Tom is a contributor to the Oxford American Magazine, The Southern Magazine of Good Writing to which I subscribe. It was from the In the Best of The South 2012 issue of that same magazine that I learned about Tom Franklin’s “notoriety.”  There, columnist Jack Pendarvis penned “I Don’t Hate it!  Kickin’ it with Kelly Hogan.  In his own tongue-in-cheek jaded way Pendarvis starts:

 “1)  Tom Franklin. Tom Franklin. Tom Franklin. Tom Franklin.  I have three items worthy of the “Best of the South,” and the greatest of these is novelist Tom Franklin.  Really, all of them are Tom Franklin.  As has been pointed out to me by Tom Franklin, Tom Franklin has been present at almost all the events described in this space since the inception of my column.  For example, his wife Beth Ann Fennelly may make a witty quip while Tom stands at some distance away, nodding encouragingly.  It’s true that I mention Beth Ann frequently here, yet never Tom, nor his superlative nodding.  The occasion that seems to bother him most grievously is the time he was driving the car while Beth Ann and I were exchanging our famous witty quips and he was just nodding away to beat the band and nobody cared.”
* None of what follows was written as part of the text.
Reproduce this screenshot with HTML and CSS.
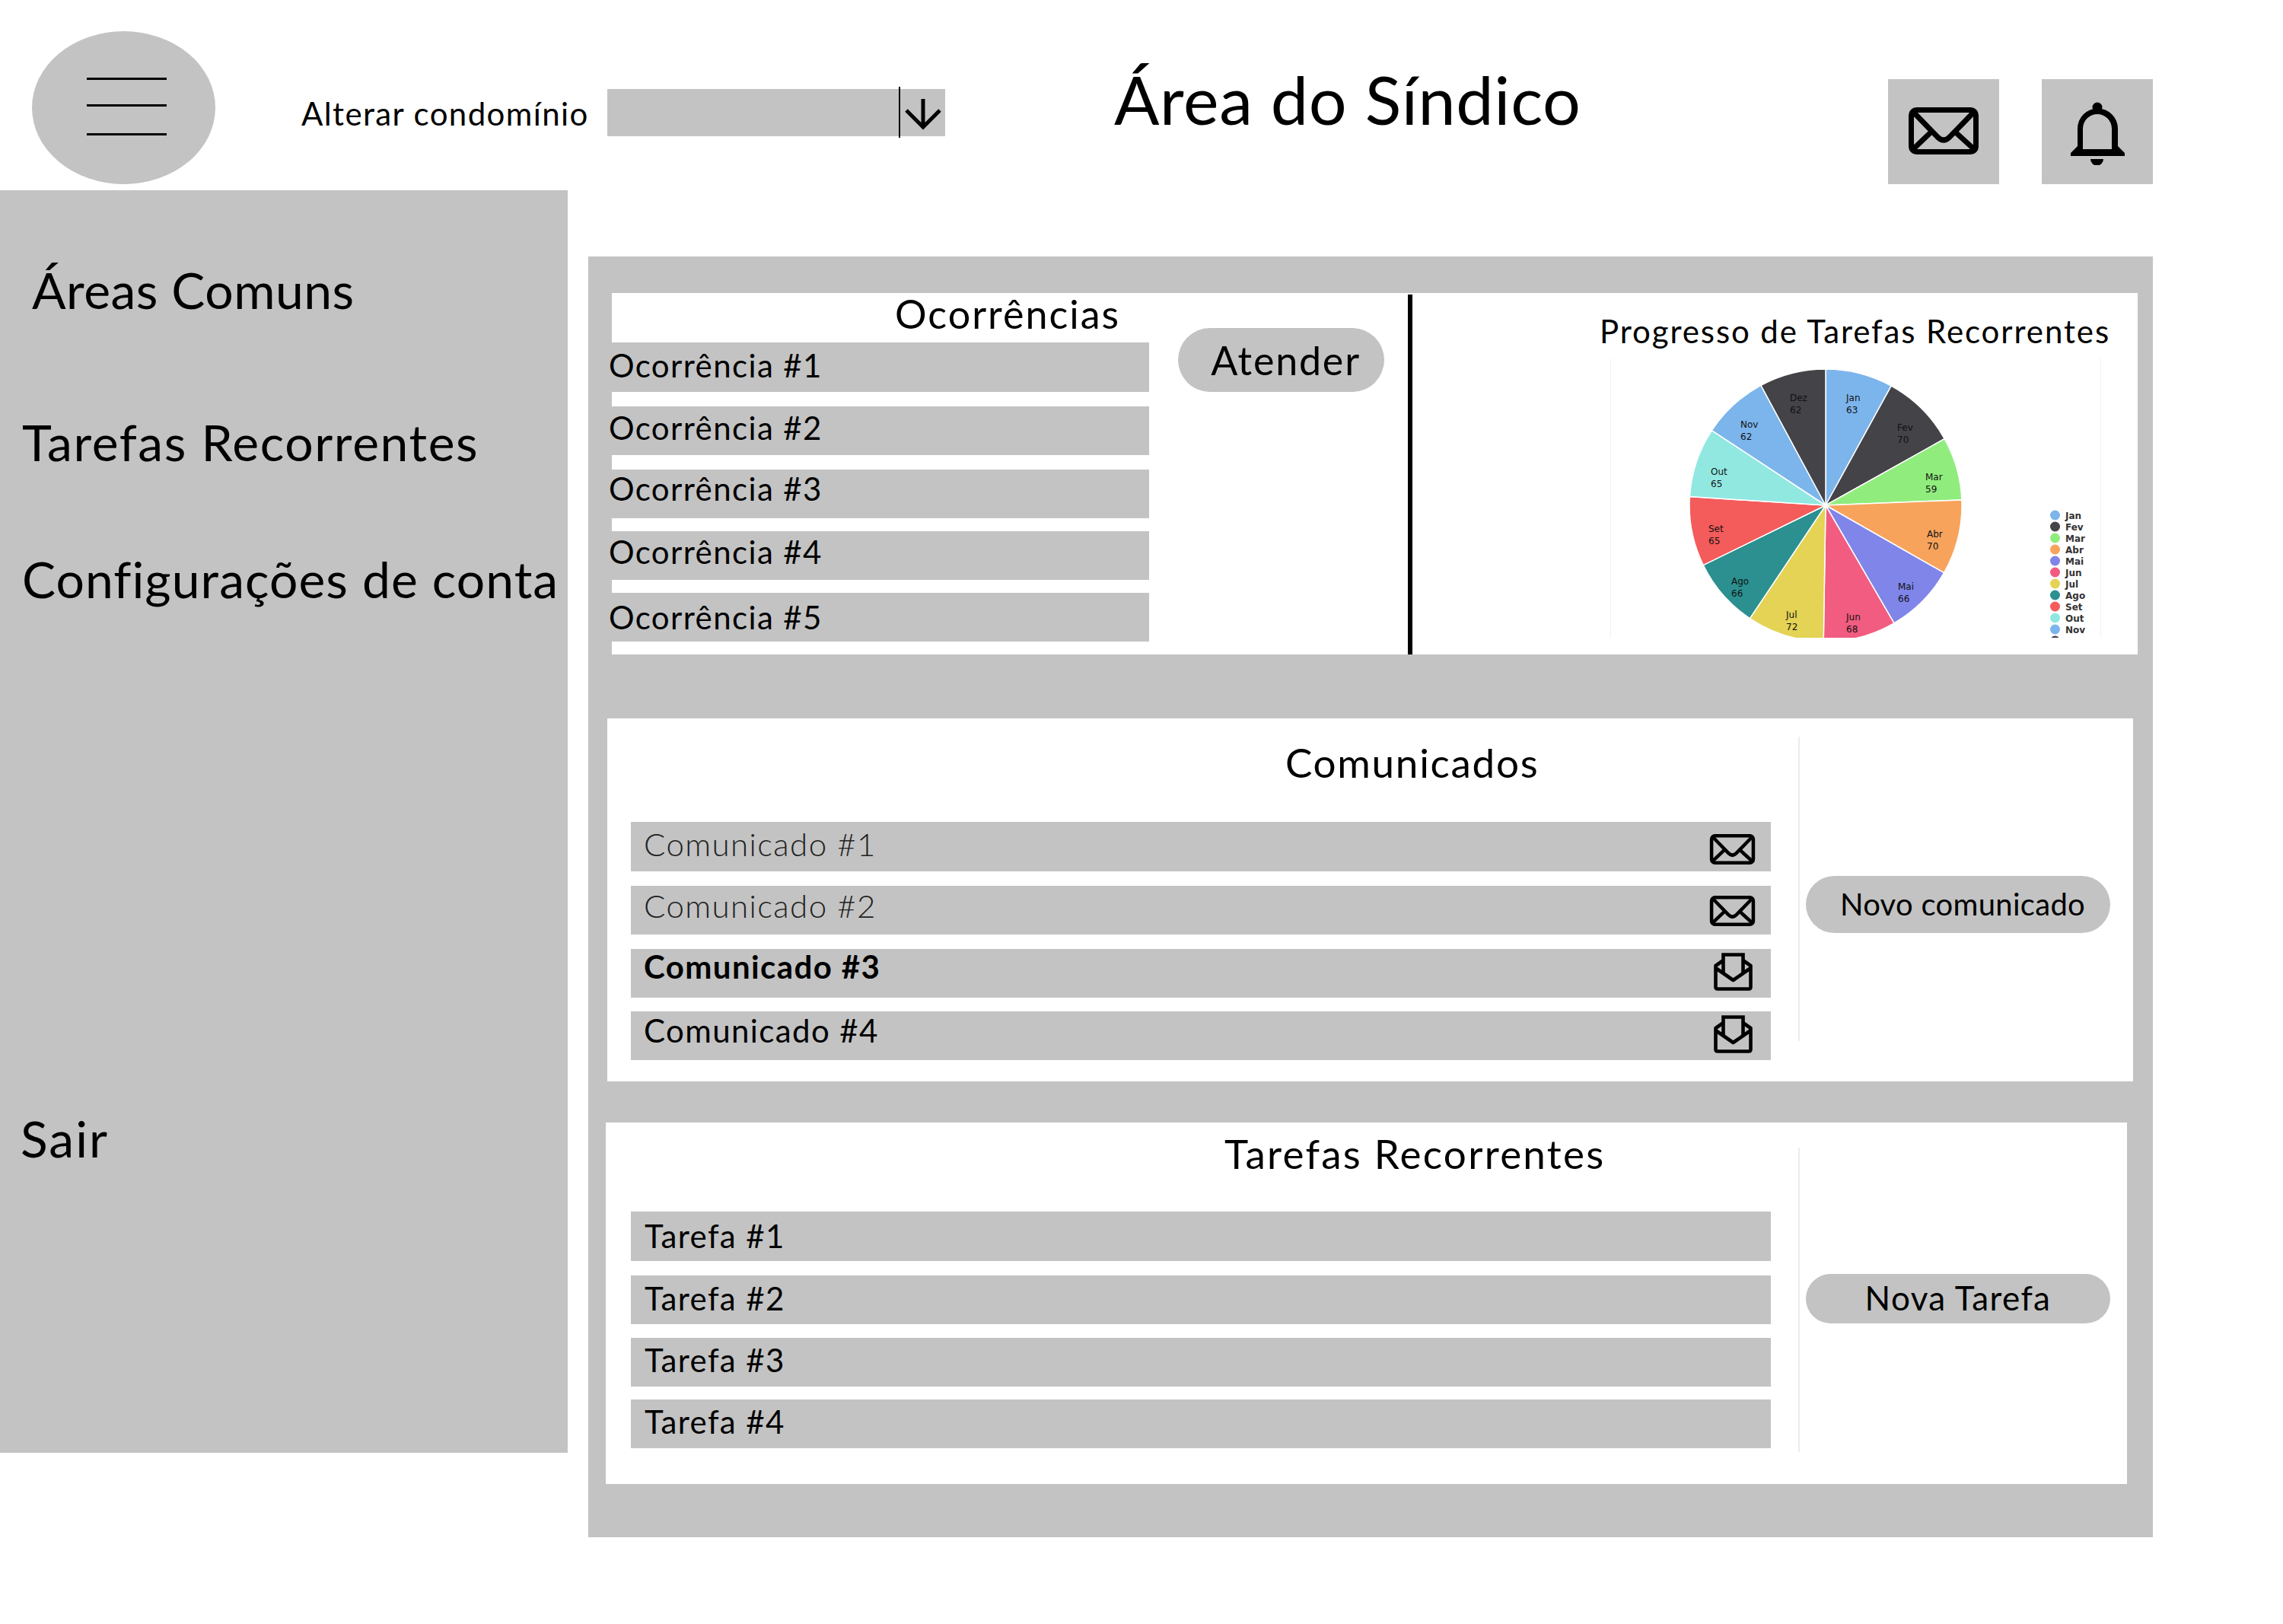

2)      Testicles. …This guy Andrew Zimmerman blew through town a little while back…I had some yogurt that evening and said to my wife, “Sweetie, you know what this needs?  Testicles!”

“I’ll tell you who else has testicles:  Tom Franklin.”

3)      “…Kelly Hogan…has been a musician most of her life, and her best music is characterized by that mix of sparkle and danger.”

 

“Crooked Letter, Crooked Letter” is the title of the book I read by Tom Franklin. The story resides mostly around the hamlet of Chabot, Mississippi (are you seeing it?).

 I’m not going to give out a lot of the story. In fact, I’ll just give a line about the characters. I’ll not tell you the ending. You’ll have to read the whodunit yourself.

 Main characters:  Two boys grow up in parallel worlds:  “Scary” Larry Ott (a lover of Stephen King stories, the Night Shift collection in particular) and Silas, later to be known as “Constable” or “32.”

The story delves into friendship, murder and mystery, all offered up with plenty of sensate details doing their Siren’s work – luring the readers into the story and holding them to the end. Here’s one evocative excerpt from Chapter Eight:

“Angie ignored her but started on the food, opening the mustard packets and squeezing them onto her plate for her French fries, chewing her hamburger slowly, sipping her Diet Coke through her straw as Silas told how, at first, he’d been shocked how quiet the woods seemed compared to Chicago, no crowds, car horns, sirens, no el trains clacking by.  But in the woods, if you stopped, if you grew still, you’d hear a whole set of sounds, wind rasping though silhouetted leaves and the cries and chatter of blue jays and brown thrashers and redbirds and sparrows, the calling of crows and hawks, squirrels barking, frogs burping, the far baying of dogs, armadillos snorkeling though dead leaves and dozens of other noises he slowly learned to identify.  He found he’d never seen real darkness, not in the city, but how, if you stood peeing off the cabin porch on a moonless night, or took a walk though the woods where the treetops stitched out the stars, you could almost forget you were there, you felt invisible.  Country dark, his mother called it.”

 Let me know what you think about the book with your comments.

 (A personal note:  Though I liked the intertwining stories of the two boys and the southern fabric of this woven tale – the crooked letters find redemption among the kudzu – I am again saddened by the way fathers are depicted:  alcoholic, abusive, absent. There are so many good men in the world and yet the same old broken antagonists are used to generate sympathy for the characters. Enough already.)